Yes, there are poems here. And other writing too: Sicilian Odyssey, a long ‘travelogue’ that sets out to capture my visit to Sicily; in ‘$48 dollars and a battered suitcase’ I get personal, capturing glimpses of my youthful escapade as an Irish emigrant to Canada and the USA. 

As I stated in the foreword to my last collection of poems, Awakening, I get most enjoyment from listening to a poet talk about the written work and the work in progress: why a poem was written, the spark that ignited the vision, the snatch of overheard conversation, the incident that retrieves a past memory, the choice of words and imagery, the simple scene transformed, the need to be a witness. I have separated this work into those categories. 

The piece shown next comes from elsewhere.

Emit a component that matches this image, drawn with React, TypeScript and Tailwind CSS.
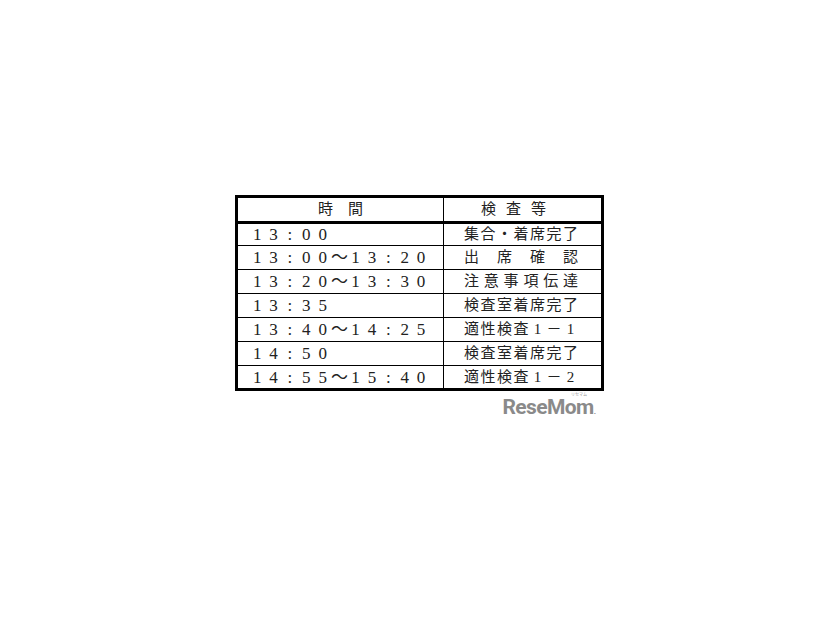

I don’t think that any of my poems need an introduction. My work is simple, accessible, and unencumbered with intellectual reference; you won’t need a degree in English literature to enable you to comprehend it. Galway Kinnell, whose Selected Poems won the 1983 Pulitzer Prize for poetry, takes issue with what he regards as two major misconceptions about poetry first, that it is unread, and second, that in order to be good, poetry should be unreadable: “After the appearance of the great modernists, Eliot and Pound, when you really had to study poetry in graduate school to understand it, the audience for poetry was cut drastically, so when I started writing in the 50’s, poetry did have a small, specialized following. Since then there has been a dramatic change …”

Even though this is not a collection of poems, I hope that you find that everything here has a good, hard sense of poetry.